------ Data shown

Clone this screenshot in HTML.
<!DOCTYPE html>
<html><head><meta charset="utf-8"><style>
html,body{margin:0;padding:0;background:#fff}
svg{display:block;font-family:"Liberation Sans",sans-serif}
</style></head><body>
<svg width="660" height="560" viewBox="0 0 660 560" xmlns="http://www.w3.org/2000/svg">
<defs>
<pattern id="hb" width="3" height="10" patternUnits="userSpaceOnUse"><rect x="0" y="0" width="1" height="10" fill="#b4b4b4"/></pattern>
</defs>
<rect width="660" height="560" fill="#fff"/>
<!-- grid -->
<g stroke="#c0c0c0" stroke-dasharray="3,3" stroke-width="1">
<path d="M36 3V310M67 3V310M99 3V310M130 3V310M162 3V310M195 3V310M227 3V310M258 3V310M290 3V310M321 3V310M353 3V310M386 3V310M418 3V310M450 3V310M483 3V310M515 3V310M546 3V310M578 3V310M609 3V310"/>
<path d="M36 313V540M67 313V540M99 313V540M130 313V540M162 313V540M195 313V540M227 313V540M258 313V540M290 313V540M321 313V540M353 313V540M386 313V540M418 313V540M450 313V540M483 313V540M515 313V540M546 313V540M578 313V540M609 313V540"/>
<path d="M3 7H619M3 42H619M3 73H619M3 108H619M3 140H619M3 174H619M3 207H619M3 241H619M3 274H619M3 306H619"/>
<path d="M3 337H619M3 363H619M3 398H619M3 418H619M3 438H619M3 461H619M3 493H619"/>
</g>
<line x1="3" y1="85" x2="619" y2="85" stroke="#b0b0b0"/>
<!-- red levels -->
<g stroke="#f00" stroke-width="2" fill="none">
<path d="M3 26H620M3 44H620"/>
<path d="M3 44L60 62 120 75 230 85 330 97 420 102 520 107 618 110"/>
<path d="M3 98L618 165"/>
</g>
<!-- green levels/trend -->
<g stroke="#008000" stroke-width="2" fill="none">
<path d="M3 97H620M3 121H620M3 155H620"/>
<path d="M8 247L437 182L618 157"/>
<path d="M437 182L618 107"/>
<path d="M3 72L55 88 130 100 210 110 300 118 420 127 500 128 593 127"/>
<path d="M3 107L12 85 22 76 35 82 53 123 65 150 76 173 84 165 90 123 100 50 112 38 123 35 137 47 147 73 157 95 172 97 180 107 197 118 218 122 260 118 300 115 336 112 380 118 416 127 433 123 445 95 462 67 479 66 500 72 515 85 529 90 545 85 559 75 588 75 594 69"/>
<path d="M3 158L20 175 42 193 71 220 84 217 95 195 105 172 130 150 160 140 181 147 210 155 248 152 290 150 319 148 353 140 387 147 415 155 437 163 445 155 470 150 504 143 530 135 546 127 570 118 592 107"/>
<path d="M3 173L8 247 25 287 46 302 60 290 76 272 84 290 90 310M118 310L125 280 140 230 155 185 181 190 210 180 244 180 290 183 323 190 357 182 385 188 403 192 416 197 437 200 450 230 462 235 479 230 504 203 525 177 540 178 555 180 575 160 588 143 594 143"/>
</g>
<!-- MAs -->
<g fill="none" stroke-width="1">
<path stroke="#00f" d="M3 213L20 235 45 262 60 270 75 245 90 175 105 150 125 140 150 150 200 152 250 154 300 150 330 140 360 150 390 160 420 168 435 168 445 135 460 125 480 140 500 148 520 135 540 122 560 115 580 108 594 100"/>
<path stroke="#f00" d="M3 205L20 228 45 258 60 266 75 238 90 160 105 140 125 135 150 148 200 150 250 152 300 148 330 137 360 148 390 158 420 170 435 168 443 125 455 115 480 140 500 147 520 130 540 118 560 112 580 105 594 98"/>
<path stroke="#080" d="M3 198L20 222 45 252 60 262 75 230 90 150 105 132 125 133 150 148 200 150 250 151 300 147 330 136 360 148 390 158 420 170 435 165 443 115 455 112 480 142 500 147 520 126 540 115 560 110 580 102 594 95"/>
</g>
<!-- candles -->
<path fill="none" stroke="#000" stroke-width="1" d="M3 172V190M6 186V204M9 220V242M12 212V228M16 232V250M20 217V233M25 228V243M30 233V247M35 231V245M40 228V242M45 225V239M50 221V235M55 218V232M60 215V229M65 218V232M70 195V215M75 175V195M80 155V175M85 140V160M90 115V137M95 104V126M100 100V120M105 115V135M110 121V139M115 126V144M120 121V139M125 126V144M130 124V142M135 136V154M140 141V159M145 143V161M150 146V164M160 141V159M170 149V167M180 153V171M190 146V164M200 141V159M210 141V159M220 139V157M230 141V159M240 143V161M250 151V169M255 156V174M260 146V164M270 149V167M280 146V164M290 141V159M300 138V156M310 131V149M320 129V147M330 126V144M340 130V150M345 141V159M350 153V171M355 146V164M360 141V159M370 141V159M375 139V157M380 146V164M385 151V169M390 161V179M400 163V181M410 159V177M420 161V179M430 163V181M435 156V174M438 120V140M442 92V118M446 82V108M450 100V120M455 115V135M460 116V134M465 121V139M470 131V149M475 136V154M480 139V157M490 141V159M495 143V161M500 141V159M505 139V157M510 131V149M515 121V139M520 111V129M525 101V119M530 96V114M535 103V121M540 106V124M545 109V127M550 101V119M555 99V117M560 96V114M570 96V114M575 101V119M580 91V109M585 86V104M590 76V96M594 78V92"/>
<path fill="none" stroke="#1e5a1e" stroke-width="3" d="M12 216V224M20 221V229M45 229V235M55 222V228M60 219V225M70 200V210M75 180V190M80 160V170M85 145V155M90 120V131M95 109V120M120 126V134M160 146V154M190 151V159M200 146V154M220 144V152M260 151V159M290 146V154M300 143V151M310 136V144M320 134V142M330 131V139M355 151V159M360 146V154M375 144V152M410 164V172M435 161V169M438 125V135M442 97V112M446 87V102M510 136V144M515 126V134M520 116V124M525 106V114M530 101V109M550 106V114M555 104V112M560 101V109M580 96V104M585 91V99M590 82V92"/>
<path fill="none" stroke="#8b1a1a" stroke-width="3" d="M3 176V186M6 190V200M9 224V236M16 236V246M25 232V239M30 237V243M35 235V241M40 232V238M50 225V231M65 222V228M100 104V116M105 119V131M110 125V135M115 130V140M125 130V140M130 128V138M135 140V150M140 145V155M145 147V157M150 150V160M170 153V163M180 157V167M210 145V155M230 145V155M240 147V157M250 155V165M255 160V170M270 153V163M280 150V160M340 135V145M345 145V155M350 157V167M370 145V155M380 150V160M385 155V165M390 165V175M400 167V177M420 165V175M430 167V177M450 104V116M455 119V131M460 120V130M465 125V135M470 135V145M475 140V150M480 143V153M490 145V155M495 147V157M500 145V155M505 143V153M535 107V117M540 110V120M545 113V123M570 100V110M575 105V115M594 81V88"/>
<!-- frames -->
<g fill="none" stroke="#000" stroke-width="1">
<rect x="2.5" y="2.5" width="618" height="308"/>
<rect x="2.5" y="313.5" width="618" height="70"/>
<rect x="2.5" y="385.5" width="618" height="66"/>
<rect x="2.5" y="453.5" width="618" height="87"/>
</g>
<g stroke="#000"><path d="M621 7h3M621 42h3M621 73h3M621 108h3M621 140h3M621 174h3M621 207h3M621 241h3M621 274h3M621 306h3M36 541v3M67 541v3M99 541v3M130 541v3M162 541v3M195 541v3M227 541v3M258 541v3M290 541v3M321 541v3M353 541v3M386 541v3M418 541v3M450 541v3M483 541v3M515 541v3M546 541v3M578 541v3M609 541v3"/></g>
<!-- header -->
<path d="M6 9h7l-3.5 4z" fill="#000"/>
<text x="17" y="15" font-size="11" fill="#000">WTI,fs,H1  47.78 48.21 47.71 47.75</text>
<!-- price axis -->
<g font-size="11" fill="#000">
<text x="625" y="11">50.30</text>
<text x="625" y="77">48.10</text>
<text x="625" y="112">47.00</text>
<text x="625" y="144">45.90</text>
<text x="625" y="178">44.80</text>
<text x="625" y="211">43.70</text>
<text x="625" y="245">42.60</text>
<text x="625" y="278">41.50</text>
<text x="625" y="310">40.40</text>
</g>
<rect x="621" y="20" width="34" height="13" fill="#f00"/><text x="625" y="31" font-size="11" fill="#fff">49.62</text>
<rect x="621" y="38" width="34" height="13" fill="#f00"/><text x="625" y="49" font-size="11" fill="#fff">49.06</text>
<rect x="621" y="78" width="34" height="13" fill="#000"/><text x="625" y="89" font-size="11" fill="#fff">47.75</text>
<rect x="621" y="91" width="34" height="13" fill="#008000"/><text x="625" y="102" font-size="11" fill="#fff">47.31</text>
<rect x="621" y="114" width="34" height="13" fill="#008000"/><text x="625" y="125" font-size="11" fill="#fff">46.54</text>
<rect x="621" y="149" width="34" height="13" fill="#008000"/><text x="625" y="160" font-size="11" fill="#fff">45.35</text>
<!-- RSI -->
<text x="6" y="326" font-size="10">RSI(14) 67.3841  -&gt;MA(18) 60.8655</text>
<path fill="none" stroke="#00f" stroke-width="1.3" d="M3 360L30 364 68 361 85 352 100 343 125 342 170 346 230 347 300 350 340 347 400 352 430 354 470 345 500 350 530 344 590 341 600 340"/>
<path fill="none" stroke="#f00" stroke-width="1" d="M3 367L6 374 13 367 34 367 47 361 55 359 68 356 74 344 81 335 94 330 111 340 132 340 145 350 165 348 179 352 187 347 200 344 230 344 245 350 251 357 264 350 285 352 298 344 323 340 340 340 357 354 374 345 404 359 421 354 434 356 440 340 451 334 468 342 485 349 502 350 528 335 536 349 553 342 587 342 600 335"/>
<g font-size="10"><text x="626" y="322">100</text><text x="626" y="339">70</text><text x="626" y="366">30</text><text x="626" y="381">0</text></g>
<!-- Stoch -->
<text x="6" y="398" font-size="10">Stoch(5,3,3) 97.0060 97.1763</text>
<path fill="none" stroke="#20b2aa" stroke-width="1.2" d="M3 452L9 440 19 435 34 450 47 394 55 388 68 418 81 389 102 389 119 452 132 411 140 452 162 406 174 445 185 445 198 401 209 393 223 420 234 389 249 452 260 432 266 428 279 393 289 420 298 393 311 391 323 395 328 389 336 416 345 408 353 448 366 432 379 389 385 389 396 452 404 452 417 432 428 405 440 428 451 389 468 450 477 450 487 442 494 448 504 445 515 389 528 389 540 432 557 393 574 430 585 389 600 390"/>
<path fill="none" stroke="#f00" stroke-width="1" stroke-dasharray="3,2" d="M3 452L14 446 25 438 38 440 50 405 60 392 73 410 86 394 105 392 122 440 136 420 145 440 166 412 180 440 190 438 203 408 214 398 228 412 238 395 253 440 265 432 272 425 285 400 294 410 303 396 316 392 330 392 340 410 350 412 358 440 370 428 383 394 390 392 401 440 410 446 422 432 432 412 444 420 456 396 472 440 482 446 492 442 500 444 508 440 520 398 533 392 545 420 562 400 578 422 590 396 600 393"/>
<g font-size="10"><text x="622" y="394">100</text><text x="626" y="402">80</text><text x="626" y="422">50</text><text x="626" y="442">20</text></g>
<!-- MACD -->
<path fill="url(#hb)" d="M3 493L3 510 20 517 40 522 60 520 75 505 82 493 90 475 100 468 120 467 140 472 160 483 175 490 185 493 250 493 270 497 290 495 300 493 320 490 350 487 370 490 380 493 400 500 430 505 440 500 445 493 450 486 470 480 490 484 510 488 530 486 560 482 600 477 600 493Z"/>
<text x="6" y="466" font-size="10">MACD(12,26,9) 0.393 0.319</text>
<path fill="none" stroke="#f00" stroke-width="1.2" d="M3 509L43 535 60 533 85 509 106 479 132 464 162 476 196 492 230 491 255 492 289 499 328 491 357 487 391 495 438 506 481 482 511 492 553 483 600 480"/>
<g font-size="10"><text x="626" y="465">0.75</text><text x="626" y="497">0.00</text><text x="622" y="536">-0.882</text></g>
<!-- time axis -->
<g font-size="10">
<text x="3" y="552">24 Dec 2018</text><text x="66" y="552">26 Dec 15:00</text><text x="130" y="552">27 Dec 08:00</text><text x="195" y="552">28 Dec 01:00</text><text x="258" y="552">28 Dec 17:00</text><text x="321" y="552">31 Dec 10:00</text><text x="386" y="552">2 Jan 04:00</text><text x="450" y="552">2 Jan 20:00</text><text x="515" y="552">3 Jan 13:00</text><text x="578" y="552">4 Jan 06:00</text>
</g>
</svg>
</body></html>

------------
------ Data shown

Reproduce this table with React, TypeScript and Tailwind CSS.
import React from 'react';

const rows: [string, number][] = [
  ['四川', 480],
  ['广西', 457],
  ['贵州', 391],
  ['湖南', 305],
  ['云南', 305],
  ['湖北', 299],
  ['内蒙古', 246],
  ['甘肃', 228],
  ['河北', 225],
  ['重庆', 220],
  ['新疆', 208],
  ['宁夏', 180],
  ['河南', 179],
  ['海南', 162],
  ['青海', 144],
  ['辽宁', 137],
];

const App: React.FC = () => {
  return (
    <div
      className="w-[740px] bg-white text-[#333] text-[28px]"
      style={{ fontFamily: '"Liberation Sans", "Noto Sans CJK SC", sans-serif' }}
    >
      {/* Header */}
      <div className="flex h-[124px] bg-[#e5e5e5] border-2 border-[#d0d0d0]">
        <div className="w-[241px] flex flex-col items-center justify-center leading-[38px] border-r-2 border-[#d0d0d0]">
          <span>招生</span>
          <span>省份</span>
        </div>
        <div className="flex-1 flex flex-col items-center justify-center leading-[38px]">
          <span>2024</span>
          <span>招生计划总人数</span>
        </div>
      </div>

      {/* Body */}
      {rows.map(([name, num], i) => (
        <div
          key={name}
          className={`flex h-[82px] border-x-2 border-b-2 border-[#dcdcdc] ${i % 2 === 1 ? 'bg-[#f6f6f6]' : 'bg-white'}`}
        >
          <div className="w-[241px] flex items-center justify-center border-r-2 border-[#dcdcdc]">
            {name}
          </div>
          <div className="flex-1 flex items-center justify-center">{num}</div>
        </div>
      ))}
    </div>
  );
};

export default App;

------------

Copy each line of the listing that holds the word "this".

Clone this screenshot in HTML.
Reproduce this table with React, TypeScript and Tailwind CSS.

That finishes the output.